Ma il bello deve ancora venire. A chi scrive non piace partecipare al gioco delle coperture con il quale si cerca di incastrare la nuova maggioranza. Soprattutto se si parla di pensioni. Tanto più che negli ultimi giorni lo stesso Brambilla ha reso note alcune proposte per quanto riguarda lo “stop” alla legge Fornero che hanno meravigliato chi scrive. Il saccheggio della riforma del 2011 verrebbe realizzato così: i requisiti di quota 100 e dei 41 anni (c’è chi dice 41 e mezzo) sono i punti di riferimento certi. Ma potrebbe optare per il primo solo chi è in possesso di un’età minima di 64 anni. In ambedue i casi – a quanto pare – farebbero anzianità tre anni al massimo di contribuzione figurativa. Inoltre, per le nuove pensioni, il periodo intercorrente tra il 1° gennaio 1996 e il 31 dicembre 2011 sarebbe calcolato con il metodo contributivo anche per coloro ai quali la riforma Dini aveva garantito la permanenza nel retributivo (quanti, alla fine del 1995, avevano maturato almeno 18 anni di anzianità contributiva).
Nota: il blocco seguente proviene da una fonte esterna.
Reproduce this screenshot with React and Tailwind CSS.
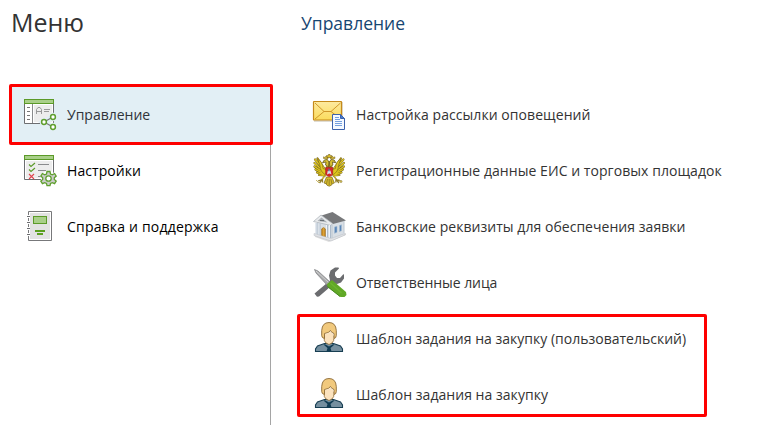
const Icon = ({ children }) => (
  <svg className="h-10 w-10 shrink-0" viewBox="5 5 40 40" fill="none">{children}</svg>
);

const WindowFrame = ({ children }) => (
  <>
    <path d="M9.500 13v20.500H38.500V13" fill="#fff" stroke="#6d6e71" />
    {children}
    <rect x="9.500" y="9.500" width="29" height="4" fill="#a9cf89" stroke="#5b9a28" />
  </>
);

const ManageIcon = () => (
  <Icon>
    <WindowFrame>
      <path d="M19 15h18v17H19z" fill="#ededed" />
      <path d="M17.500 14v19" stroke="#8a8b8d" />
      <path d="M12 17.500h3M12 21.500h3M12 25.500h3M12 29.500h3" stroke="#777" />
      <path d="M21.500 24v-4.500l1.500-2h2l1.500 2V24M21.500 21.500h5M29 19.500h6M29 21.500h5" stroke="#999" />
    </WindowFrame>
    <path d="M38 27L29 32L38 37" stroke="#e2eff5" strokeWidth="6" />
    <g fill="#e2eff5">
      <circle cx="38" cy="27" r="4.200" /><circle cx="29" cy="32" r="4.200" /><circle cx="38" cy="37" r="4.200" />
    </g>
    <path d="M38 27L29 32L38 37" stroke="#77787a" strokeWidth="1.200" />
    <g fill="#fff" stroke="#5f9f2e" strokeWidth="1.500">
      <circle cx="38" cy="27" r="2.400" /><circle cx="29" cy="32" r="2.400" /><circle cx="38" cy="37" r="2.400" />
    </g>
  </Icon>
);

const SettingsIcon = () => (
  <Icon>
    <WindowFrame>
      <path d="M11 15h26v17H11z" fill="#ededed" />
      <path d="M14 18.500l2 2 4-3.500M14 23.500l2 2 4-3.500" stroke="#5b9a28" strokeWidth="1.100" />
      <path d="M14 28l5 5M19 28l-5 5" stroke="#e0444d" strokeWidth="1.100" />
      <path d="M23 18.500h11M23 24.500h8M23 30.500h2" stroke="#8a8b8d" />
    </WindowFrame>
    <circle cx="33.500" cy="32.500" r="7.800" fill="#fff" />
    <path d="M32 25.500h3l.5 2.500 1.800.8 2.300-1.300 1.600 2.600-1.900 1.700v1.600l1.900 1.700-1.600 2.600-2.300-1.100-1.800.9-.5 2.100h-3l-.5-2.100-1.800-.9-2.300 1.100-1.600-2.600 1.900-1.700v-1.600l-1.900-1.700 1.600-2.600 2.300 1.300 1.800-.8z" fill="#cbcccb" stroke="#5f9f2e" strokeWidth="1.300" />
    <circle cx="33.500" cy="32.500" r="2.700" fill="#fff" stroke="#5f9f2e" strokeWidth="1.300" />
  </Icon>
);

const BookIcon = () => (
  <Icon>
    <path d="M13.500 9.500h23v29h-23z" fill="#fff" stroke="#77787a" />
    <path d="M15 11h20v26H15z" fill="#e2e2e2" />
    <path d="M13 13h2v3h-2zM13 19h2v3h-2zM13 25h2v3h-2zM13 31h2v3h-2z" fill="#fff" />
    <path d="M12 14.500h3M12 20.500h3M12 26.500h3M12 32.500h3" stroke="#6d6e71" />
    <rect x="18.500" y="14.500" width="13" height="7" fill="#a9cf89" stroke="#5b9a28" />
    <path d="M20 28h10v2H20zM22 31h6v2h-6z" fill="#5b9f1f" />
  </Icon>
);

const MailIcon = () => (
  <Icon>
    <path d="M9 12h29v20H9z" fill="#c9c5b8" opacity=".6" />
    <defs>
      <linearGradient id="mail" x1="0" y1="0" x2="0" y2="1">
        <stop stopColor="#fdeaa0" /><stop offset="1" stopColor="#fbdc5c" />
      </linearGradient>
    </defs>
    <rect x="8.500" y="11.500" width="28" height="18.500" rx=".5" fill="url(#mail)" stroke="#c58a1b" strokeWidth="1.200" />
    <path d="M10 13l9 8.500h7L35.500 13M19 21.500L10 29M26 21.500l9 7" stroke="#d0982a" />
    <path d="M27.500 24.500h8l4 4v11h-12z" fill="#f5f9ff" stroke="#3c62ac" />
    <path d="M35.500 24.500v4h4z" fill="#447bd0" stroke="#3c62ac" />
    <path d="M30 27.500h4M30 29.500h5M30 31.500h7M30 33.500h7M30 35.500h7" stroke="#75a0df" />
  </Icon>
);

const feathers = "M22 27L10 13.500M21 27.500L9.500 17M20.500 28L9.500 20.500M20 28.500L10.500 23.500M20 29L12 26.500M20 29.500L14 29M21 25L12.500 12.500";

const EagleHalf = () => (
  <>
    <path d={feathers} stroke="#7a681f" strokeWidth="2.200" strokeLinecap="round" />
    <path d={feathers} stroke="#e0c81c" strokeWidth="1.200" strokeLinecap="round" />
    <path d="M12.500 12.500q5 3 5.500 10l3 1 1-7 2-1v9l-4 4q-5-3-5-9z" fill="#dfc81f" stroke="#756119" strokeWidth=".6" />
    <path d="M23.500 21l-3-2 .5-3-3.500.8 1.800-2.800 3-.5 1.700 2.500z" fill="#d6bf33" stroke="#65571e" strokeWidth=".8" />
    <path d="M18.500 12.500v-1.700l1.500.7 1-1.500 1 1.500 1-.5v2z" fill="#d6b826" stroke="#75631d" strokeWidth=".5" />
    <path d="M20 29.500l-3 4-4 1.500M17 33.500l-2.500 3.500M17.500 33.500v3" stroke="#917e2b" strokeWidth="1.300" />
    <path d="M20 29.500l-3 3.500" stroke="#d9bf28" />
  </>
);

const EagleIcon = () => (
  <Icon>
    <path d="M21.500 31l-2.500 6 2 .7 1 1.500 2.200 1 2.200-1 1-1.500 2-.7-2.500-6z" fill="#d8bd2b" stroke="#77651f" strokeWidth=".7" />
    <path d="M22.500 33l-1 5M24.200 33v6M25.900 33l1 5" stroke="#6f5c21" strokeWidth=".6" />
    <EagleHalf />
    <g transform="translate(48.400 0) scale(-1 1)"><EagleHalf /></g>
    <path d="M22 11.500l-.5-2 1.500.4.400-1.400h1.600l.4 1.400 1.500-.4-.5 2z" fill="#dec023" stroke="#6e5b19" strokeWidth=".6" />
    <path d="M20.700 21.500h7v6.500l-1 1.500-2.500 1-2.500-1-1-1.500z" fill="#d5262b" stroke="#aa241a" strokeWidth=".7" />
    <path d="M22 28.500l.7-3.500 1.800-1 1 .7 1 3.800-1.700-1-1.300.3z" fill="#d9e2e9" />
    <path d="M23.200 22.700h1.500v2.600h-1.500z" fill="#5b7895" />
    <path d="M33.500 33l2.500 3" stroke="#c0ab48" strokeWidth=".8" />
    <circle cx="36" cy="35.500" r="1.100" fill="#d8c555" stroke="#82743e" strokeWidth=".5" />
    <path d="M11 34l3 3" stroke="#c0ab48" strokeWidth=".8" />
  </Icon>
);

const BankIcon = () => (
  <Icon>
    <path d="M10 33l14 5 17-7v2l-17 7-14-5z" fill="#dedede" />
    <path d="M12 20l13 2 14-4v14l-14 5-13-4z" fill="#d9dfe5" />
    <path d="M15 14l12.500-4L41 18.500l-13 3.500z" fill="#77787a" />
    <path d="M8.500 19.500L16 13l11.500 8.500-1.500 2z" fill="#e9ebed" stroke="#a8afb6" strokeWidth=".7" />
    <path d="M12.500 19l4-3.500 6 5z" fill="#abb1b7" />
    <path d="M15 18.500h4" stroke="#6c7278" />
    <path d="M11.500 21v11M14.500 21.500v12M22 23v12M25 23v13" stroke="#aebccb" strokeWidth="2" />
    <path d="M11 21v11M14 21.500v12M21.500 23v12M24.500 23v13" stroke="#f0f4f9" />
    <path d="M16.500 34.500V27q2-3 4 0v8.500z" fill="#c98a1e" stroke="#8e6a31" strokeWidth=".5" />
    <path d="M18.700 25.500v9" stroke="#e5b352" strokeWidth=".7" />
    <path d="M29.500 25l2.500-.7v6l-2.500 1zM34.500 23.500l2-.7v6l-2 .8z" fill="#5c87b8" stroke="#a6bed3" strokeWidth=".6" />
    <path d="M9 31.500L26 36.500l14-5V33l-14 6L9 33.500z" fill="#e2e4e7" stroke="#a8afb7" strokeWidth=".4" />
    <path d="M27 23v13M39 19v12" stroke="#bdc7d0" />
  </Icon>
);

const ToolsIcon = () => (
  <Icon>
    <path d="M9.500 35.500L25 22.500l-1-5 1.500-5L30 9.500h3.500l.5 1-4 4v3l2 2.500h3l3.500-4 .5 1v3.500l-3 4-4 1.500-3-.5L14 38.500l-2 .2z" fill="#6b6c6f" />
    <path d="M9.500 11.500l3.500 1.500 12 11-3 3L11 15z" fill="#a8a9ab" stroke="#7d7e81" strokeWidth=".7" />
    <path d="M11 13l12 11" stroke="#d1d1d1" />
    <path d="M22 26l5-4L41 34l.5 3-2 2h-4L22.500 29z" fill="#61a826" />
    <path d="M35 38.500L22.500 28.500" stroke="#478922" />
    <path d="M25.500 25l11 10" stroke="#6db52f" strokeWidth="1.200" />
  </Icon>
);

const PersonIcon = () => (
  <Icon>
    <path d="M10.500 37.500v-2.500l2-3 7-2.500h9l7 2.500 2 3v2.500z" fill="#758f9f" stroke="#173e52" strokeWidth="1.100" />
    <path d="M19.500 30l4.500 2.500 4.500-2.500.5 1-3.500 3 1 3.500h-5l1-3.500-3.500-3z" fill="#103c53" />
    <path d="M19.300 22h9.400v4.500q-1 3-4.700 4-3.700-1-4.700-4z" fill="#fbe2bd" stroke="#8c6a35" strokeWidth=".8" />
    <path d="M16.700 21.500v-5q.5-8 7.300-8t7.300 8v5q0 2.500-2.300 3v-5q-3-1-3.500-3-1.500 2.500-6 3v5q-2.800-.5-2.800-3z" fill="#f1c97d" stroke="#8c6a35" strokeWidth=".9" />
    <path d="M20 20q4-.5 5.300-2.500.9 1.500 3 2.500v5h-8.300z" fill="#fbe2bd" />
  </Icon>
);

const menu = [
  { icon: ManageIcon, label: "Управление", tone: "bg-[#e2eff5] text-[#30343a]", tracking: "tracking-normal" },
  { icon: SettingsIcon, label: "Настройки", tone: "text-black", tracking: "tracking-[0.06px]" },
  { icon: BookIcon, label: "Справка и поддержка", tone: "text-black", tracking: "tracking-[0.19px]" },
];

const links = [
  { icon: MailIcon, label: "Настройка рассылки оповещений", tracking: "tracking-[0.06px]" },
  { icon: EagleIcon, label: "Регистрационные данные ЕИС и торговых площадок", tracking: "tracking-[0.06px]" },
  { icon: BankIcon, label: "Банковские реквизиты для обеспечения заявки", tracking: "tracking-[0.04px]" },
  { icon: ToolsIcon, label: "Ответственные лица", tracking: "tracking-[-0.07px]" },
  { icon: PersonIcon, label: "Шаблон задания на закупку (пользовательский)", tracking: "tracking-[0.01px]" },
  { icon: PersonIcon, label: "Шаблон задания на закупку", tracking: "tracking-[0.04px]" },
];

export default function App() {
  return (
    <main className="relative flex h-[425px] w-[769px] overflow-hidden bg-white font-['Open_Sans','Noto_Sans',sans-serif] text-[14px] leading-5">
      <aside className="flex w-[271px] flex-col">
        <h1 className="h-[84px] pt-[5px] pl-[11px] text-[25px] leading-[34px] font-[370] text-[#333]">Меню</h1>
        <nav className="grow border-r border-[#a5a5a5] pt-[3px] pl-3">
          {menu.map(({ icon: Glyph, label, tone, tracking }) => (
            <a key={label} className={`flex h-14 items-center gap-[7px] pl-2 whitespace-nowrap ${tone}`}>
              <Glyph />
              <span className={`pb-px ${tracking}`}>{label}</span>
            </a>
          ))}
        </nav>
      </aside>
      <section className="grow pl-[30px]">
        <h2 className="h-[87px] pt-[11px] text-[17.5px] leading-6 text-[#164672]">Управление</h2>
        <ul className="pl-[9px]">
          {links.map(({ icon: Glyph, label, tracking }) => (
            <li key={label} className="flex h-14 items-center gap-[6px] whitespace-nowrap text-[#333]">
              <Glyph />
              <span className={`pb-px ${tracking}`}>{label}</span>
            </li>
          ))}
        </ul>
      </section>
      <div className="absolute top-[84px] left-[9px] h-[61px] w-[264px] rounded-[2px] border-3 border-[#fe0000]" />
      <div className="absolute top-[314px] left-[297px] h-[103px] w-[410px] rounded-[2px] border-3 border-[#fe0000]" />
    </main>
  );
}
In sostanza, quello che non si ebbe il coraggio di fare allora (cioè passare tutti al calcolo contributivo pro rata dal 1° gennaio 1996) sarebbe attuato ora in modo sostanzialmente retroattivo. Sfugge la logica di un’impostazione siffatta (peraltro meno conveniente dell’utilizzo dell’Ape sociale, che invece sarebbe abolito), rivolta ad anticipare di poco la possibilità di andare in quiescenza a spese della adeguatezza dei trattamenti, in linea generale ridotti. Vuol dire che tra pochi mesi assisteremo a grandi manifestazioni raccolte dietro un grande striscione con la scritta a carattere cubitali: “aridetece la Fornero”.